Transcribe everything in the data word for word. Pictures are left out.
(begin)
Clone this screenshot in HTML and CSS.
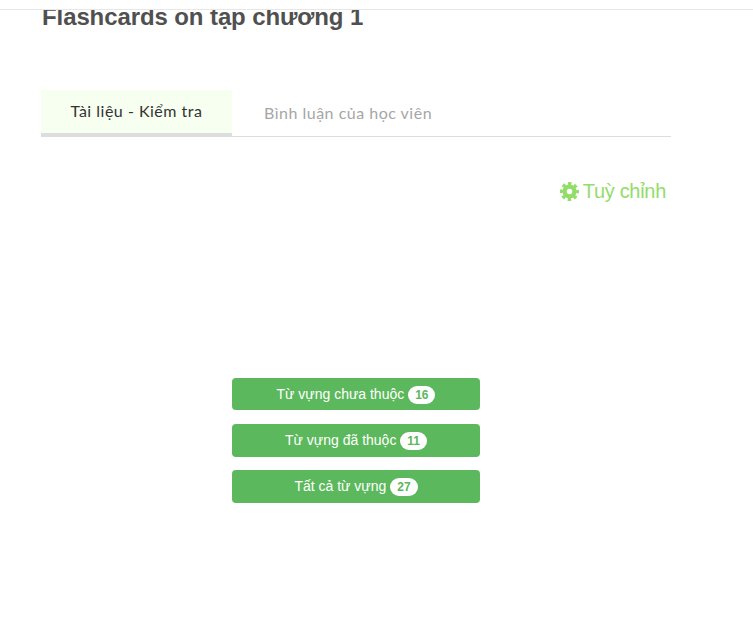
FILE: index.html
```html
<!DOCTYPE html>
<html>
<head>
    <title>Flashcards</title>
    <meta name="viewport" content="width=device-width, initial-scale=1.0">
    <link rel="stylesheet" href="styles.css">
</head>
<body>
    <div class="top-line"></div>

    <div class="content">
        <div class="title-clip">
            <h2 class="lesson-title">Flashcards on tạp chương 1</h2>
        </div>

        <div class="tabs">
            <div class="tab active">Tài liệu - Kiểm tra</div>
            <div class="tab">Bình luận của học viên</div>
        </div>

        <div class="settings-row">
            <a class="settings" href="#">
                <svg class="gear" viewBox="0 0 24 24" aria-hidden="true">
                    <circle class="gear-body" cx="12" cy="12" r="6.2"/>
                    <circle class="gear-teeth" cx="12" cy="12" r="10"/>
                </svg>
                Tuỳ chỉnh
            </a>
        </div>

        <div class="deck-buttons">
            <a class="deck-btn" href="#">Từ vựng chưa thuộc <span class="badge">16</span></a>
            <a class="deck-btn" href="#">Từ vựng đã thuộc <span class="badge">11</span></a>
            <a class="deck-btn" href="#">Tất cả từ vựng <span class="badge">27</span></a>
        </div>
    </div>
</body>
</html>
```

FILE: styles.css
```css
html, body {
    height: 100%;
}

body {
    margin: 0;
    background-color: #fff;
    font-family: "Liberation Sans", Arial, sans-serif;
    overflow: hidden;
}

.top-line {
    height: 9px;
    border-bottom: 1px solid #e7e7e7;
}

.content {
    width: 630px;
    margin-left: 41px;
}

.title-clip {
    height: 80px;
    overflow: hidden;
}

.lesson-title {
    margin: -8px 0 0 1px;
    font-size: 24px;
    line-height: 30px;
    font-weight: bold;
    letter-spacing: -0.1px;
    color: #505050;
}

.tabs {
    display: flex;
    height: 47px;
    box-sizing: border-box;
    border-bottom: 1px solid #ddd;
    font-family: Lato, sans-serif;
    font-size: 16px;
    letter-spacing: 0.5px;
}

.tab {
    padding: 13px 32px 0;
    color: #a6a6a6;
}

.tab.active {
    width: 191px;
    height: 47px;
    box-sizing: border-box;
    padding: 11px 0 0;
    text-align: center;
    color: #333;
    background-color: #f6fff0;
    border-bottom: 4px solid #ddd;
}

.settings-row {
    display: flex;
    justify-content: flex-end;
    padding: 42px 5px 0 0;
}

.settings {
    display: flex;
    align-items: center;
    gap: 4px;
    font-size: 20px;
    line-height: 24px;
    letter-spacing: -0.3px;
    color: #94dc6a;
    text-decoration: none;
}

.gear {
    width: 19px;
    height: 19px;
    margin-left: -1px;
}

.gear-body {
    fill: none;
    stroke: #94dc6a;
    stroke-width: 5.4;
}

/* eight teeth out of one dashed circle */
.gear-teeth {
    fill: none;
    stroke: #94dc6a;
    stroke-width: 4;
    stroke-dasharray: 4.4 3.454;
    stroke-dashoffset: 2.2;
}

.deck-buttons {
    display: flex;
    flex-direction: column;
    gap: 13.4px;
    width: 248px;
    margin: 174.8px 0 0 191px;
}

.deck-btn {
    display: block;
    height: 32.7px;
    line-height: 32.5px;
    border-radius: 4px;
    background-color: #5cb85c;
    color: #fff;
    font-size: 14px;
    text-align: center;
    text-decoration: none;
}

.badge {
    display: inline-block;
    min-width: 10px;
    padding: 3px 7px;
    border-radius: 10px;
    background-color: #fff;
    color: #5cb85c;
    font-size: 12px;
    font-weight: bold;
    line-height: 1;
}
```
(end)
# [Finished answer]
Clone this screenshot in HTML and CSS.
FILE: index.html
```html
<!DOCTYPE html>
<html>
<head>
    <title>Flashcards</title>
    <meta name="viewport" content="width=device-width, initial-scale=1.0">
    <link rel="stylesheet" href="styles.css">
</head>
<body>
    <div class="top-line"></div>

    <div class="content">
        <div class="title-clip">
            <h2 class="lesson-title">Flashcards on tạp chương 1</h2>
        </div>

        <div class="tabs">
            <div class="tab active">Tài liệu - Kiểm tra</div>
            <div class="tab">Bình luận của học viên</div>
        </div>

        <div class="settings-row">
            <a class="settings" href="#">
                <svg class="gear" viewBox="0 0 24 24" aria-hidden="true">
                    <circle class="gear-body" cx="12" cy="12" r="6.2"/>
                    <circle class="gear-teeth" cx="12" cy="12" r="10"/>
                </svg>
                Tuỳ chỉnh
            </a>
        </div>

        <div class="deck-buttons">
            <a class="deck-btn" href="#">Từ vựng chưa thuộc <span class="badge">16</span></a>
            <a class="deck-btn" href="#">Từ vựng đã thuộc <span class="badge">11</span></a>
            <a class="deck-btn" href="#">Tất cả từ vựng <span class="badge">27</span></a>
        </div>
    </div>
</body>
</html>
```

FILE: styles.css
```css
html, body {
    height: 100%;
}

body {
    margin: 0;
    background-color: #fff;
    font-family: "Liberation Sans", Arial, sans-serif;
    overflow: hidden;
}

.top-line {
    height: 9px;
    border-bottom: 1px solid #e7e7e7;
}

.content {
    width: 630px;
    margin-left: 41px;
}

.title-clip {
    height: 80px;
    overflow: hidden;
}

.lesson-title {
    margin: -8px 0 0 1px;
    font-size: 24px;
    line-height: 30px;
    font-weight: bold;
    letter-spacing: -0.1px;
    color: #505050;
}

.tabs {
    display: flex;
    height: 47px;
    box-sizing: border-box;
    border-bottom: 1px solid #ddd;
    font-family: Lato, sans-serif;
    font-size: 16px;
    letter-spacing: 0.5px;
}

.tab {
    padding: 13px 32px 0;
    color: #a6a6a6;
}

.tab.active {
    width: 191px;
    height: 47px;
    box-sizing: border-box;
    padding: 11px 0 0;
    text-align: center;
    color: #333;
    background-color: #f6fff0;
    border-bottom: 4px solid #ddd;
}

.settings-row {
    display: flex;
    justify-content: flex-end;
    padding: 42px 5px 0 0;
}

.settings {
    display: flex;
    align-items: center;
    gap: 4px;
    font-size: 20px;
    line-height: 24px;
    letter-spacing: -0.3px;
    color: #94dc6a;
    text-decoration: none;
}

.gear {
    width: 19px;
    height: 19px;
    margin-left: -1px;
}

.gear-body {
    fill: none;
    stroke: #94dc6a;
    stroke-width: 5.4;
}

/* eight teeth out of one dashed circle */
.gear-teeth {
    fill: none;
    stroke: #94dc6a;
    stroke-width: 4;
    stroke-dasharray: 4.4 3.454;
    stroke-dashoffset: 2.2;
}

.deck-buttons {
    display: flex;
    flex-direction: column;
    gap: 13.4px;
    width: 248px;
    margin: 174.8px 0 0 191px;
}

.deck-btn {
    display: block;
    height: 32.7px;
    line-height: 32.5px;
    border-radius: 4px;
    background-color: #5cb85c;
    color: #fff;
    font-size: 14px;
    text-align: center;
    text-decoration: none;
}

.badge {
    display: inline-block;
    min-width: 10px;
    padding: 3px 7px;
    border-radius: 10px;
    background-color: #fff;
    color: #5cb85c;
    font-size: 12px;
    font-weight: bold;
    line-height: 1;
}
```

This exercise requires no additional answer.